The join's dominant cost is the **verify**: ~10⁸ candidate pairs, each an `O(nnz)` sparse dot that
gathers two random CSR rows. With every core gathering at once it's memory-**bandwidth**-bound (not
compute), and the Apple GPU sustains far more in-flight memory requests against the same unified-memory
pool.
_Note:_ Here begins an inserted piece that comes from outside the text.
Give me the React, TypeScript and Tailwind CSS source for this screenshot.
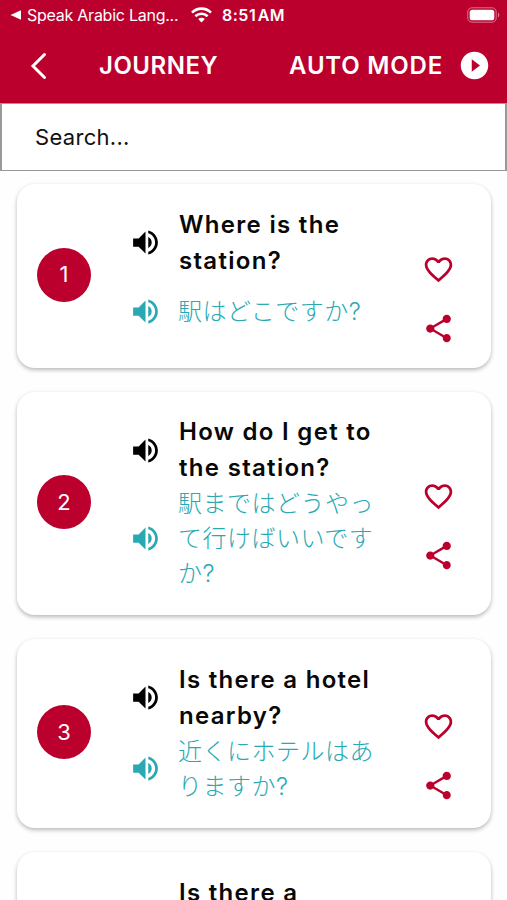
import React, { useState } from 'react';
import { MdFavorite, MdFavoriteBorder, MdPlayCircleFilled, MdShare, MdVolumeUp } from 'react-icons/md';

const phrases = [
  { id: 1, english: ['Where is the', 'station?'], japanese: ['駅はどこですか?'] },
  { id: 2, english: ['How do I get to', 'the station?'], japanese: ['駅まではどうやっ', 'て行けばいいです', 'か?'] },
  { id: 3, english: ['Is there a hotel', 'nearby?'], japanese: ['近くにホテルはあ', 'りますか?'] },
  { id: 4, english: ['Is there a', 'restaurant', 'nearby?'], japanese: ['近くにレストラン', 'はありますか?'] },
];

function StatusBar() {
  return (
    <div className="flex h-[30px] items-center pl-[10px] pr-[7px] text-white">
      <svg width="12" height="10" viewBox="0 0 12 10" fill="currentColor">
        <path d="M0.5 5 L11 0.3 V9.7 Z" />
      </svg>
      <span className="ml-[5px] w-[153px] whitespace-nowrap text-[16px] tracking-[-0.25px]">Speak Arabic Lang...</span>
      <svg className="ml-[11px]" width="21" height="16" viewBox="0 0 21 16" fill="none" stroke="currentColor" strokeWidth="2.6">
        <path d="M1 5.6 C6.3 0.3 14.7 0.3 20 5.6" />
        <path d="M4.4 9.2 C7.8 5.9 13.2 5.9 16.6 9.2" />
        <path d="M10.5 15.4 L7.2 12.1 C9 10.4 12 10.4 13.8 12.1 Z" fill="currentColor" stroke="none" />
      </svg>
      <span className="ml-[10px] whitespace-nowrap text-[16px] font-semibold tracking-[0.5px] [word-spacing:-3px]">8:51 AM</span>
      <svg className="ml-auto" width="33" height="16" viewBox="0 0 33 16" fill="none">
        <rect x="0.8" y="0.8" width="28.4" height="14.4" rx="4.2" stroke="currentColor" strokeOpacity="0.45" />
        <rect x="2.7" y="2.7" width="24.6" height="10.6" rx="2.6" fill="currentColor" />
        <path d="M31 5.5 C32.6 6.2 32.6 9.8 31 10.5 Z" fill="currentColor" fillOpacity="0.5" />
      </svg>
    </div>
  );
}

export default function App() {
  const [search, setSearch] = useState('');
  const [favorites, setFavorites] = useState<number[]>([]);

  const toggleFavorite = (id: number) => {
    setFavorites(favorites.includes(id) ? favorites.filter((f) => f !== id) : [...favorites, id]);
  };

  const visible = phrases.filter((p) => p.english.join(' ').toLowerCase().includes(search.toLowerCase()));

  return (
    <div className="h-[900px] w-full overflow-hidden bg-[#fefefe] font-['Inter','Noto_Sans_CJK_JP',sans-serif]">
      <header className="h-[103px] bg-[#bc002d] text-white">
        <StatusBar />
        <div className="flex h-[71px] items-center pl-[30px] pr-[16px]">
          <button type="button">
            <svg width="18" height="28" viewBox="0 0 18 28" fill="none" stroke="currentColor" strokeWidth="3" strokeLinecap="round">
              <path d="M14.5 2.5 L3 14 L14.5 25.5" />
            </svg>
          </button>
          <h1 className="ml-[51px] whitespace-nowrap pt-px text-[24px] font-semibold tracking-[0.5px]">JOURNEY</h1>
          <button type="button" className="ml-auto flex items-center">
            <span className="whitespace-nowrap text-[24px] font-semibold tracking-[0.8px]">AUTO MODE</span>
            <MdPlayCircleFilled className="ml-[15px] size-[33px]" />
          </button>
        </div>
      </header>
      <input
        type="text"
        value={search}
        onChange={(e) => setSearch(e.target.value)}
        placeholder="Search..."
        className="block h-[68px] w-full border-2 border-t border-b border-[#999] bg-white pl-[33px] text-[22px] tracking-[0.3px] text-black outline-none placeholder:text-[#111]"
      />
      <main className="flex flex-col gap-[24.2px] pt-[13px] pr-[16px] pl-[17px]">
        {visible.map((phrase) => (
          <section
            key={phrase.id}
            className="flex shrink-0 items-center rounded-[18px] bg-white pt-[22.5px] pb-[24px] pl-[20px] shadow-[0_2px_4px_rgba(0,0,0,0.28)]"
          >
            <div className="mb-px flex size-[54px] items-center justify-center rounded-full bg-[#bc002d] text-[22px] text-white">
              {phrase.id}
            </div>
            <div className="ml-[38px] w-[261px]">
              <div className="flex items-center">
                <MdVolumeUp className="size-[33px] shrink-0 text-black" />
                <p className="ml-[17px] whitespace-nowrap text-[24px] leading-[36px] font-semibold tracking-[1.3px] text-[#080808]">
                  {phrase.english.map((line) => (
                    <span key={line} className="block">{line}</span>
                  ))}
                </p>
              </div>
              <div className="flex min-h-[65px] items-center text-[#2aa9b3]">
                <MdVolumeUp className="size-[33px] shrink-0" />
                <p className="ml-[16px] whitespace-nowrap text-[24px] leading-[35px] font-light tracking-[0.5px]">
                  {phrase.japanese.map((line) => (
                    <span key={line} className="block">{line}</span>
                  ))}
                </p>
              </div>
            </div>
            <div className="mt-[46px] -mb-px ml-[31.5px] flex flex-col gap-[26px] text-[#bc002d]">
              <button type="button" onClick={() => toggleFavorite(phrase.id)}>
                {favorites.includes(phrase.id) ? <MdFavorite className="size-[33px]" /> : <MdFavoriteBorder className="size-[33px]" />}
              </button>
              <button type="button">
                <MdShare className="size-[33px]" />
              </button>
            </div>
          </section>
        ))}
      </main>
    </div>
  );
}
Measured on 20M random sparse-dot pairs (173 B/pair, f32):

| backend | throughput | effective gather bandwidth | % of ~150 GB/s peak |
|---|---|---|---|
| GPU (Metal, incl. pair upload) | 309 M pairs/s | **53 GB/s** | ~36% |
| CPU rayon (12 threads) | 126 M pairs/s | 22 GB/s | ~14% |
| CPU serial | 17 M pairs/s | 2.9 GB/s | ~2% |

GPU f32 matches CPU f32 to **6e-8** (the kernel is correct). On a scatter pattern, 36% of peak is the
GPU's memory-level-parallelism edge — the CPU stalls on each random gather where the GPU keeps hundreds
in flight.

**Honest read.** The hardware (Metal) is **f32-only** — no `double` — so a GPU dot can't be
bit-identical to the CPU `f64`. `gpu+cpu` works around it: the GPU f32 dot is a *conservative filter*
(it rejects only what's clearly below `t`), and the CPU recomputes the exact `f64` score on the ~3% of
survivors that pass — so the pair set + scores are byte-identical to `cpu`. The `gpu` backend skips the
re-verify and emits f32 (≤1 differing pair per millions, immaterial at a similarity threshold). The CPU
backend itself is already L2AP-tuned to the bandwidth wall — branchless sorted-merge dot, cache-packed
prune state, full-index-then-parallel-probe — so the GPU's ~2× sits on top of an already-fast baseline
(itself ~23× over a naive inverted-index join on synthetic Zipfian data). Methodology + Metal kernel:
[`examples/simjoin_gpu_bench.rs`](examples/simjoin_gpu_bench.rs), `src/simjoin_gpu.rs`.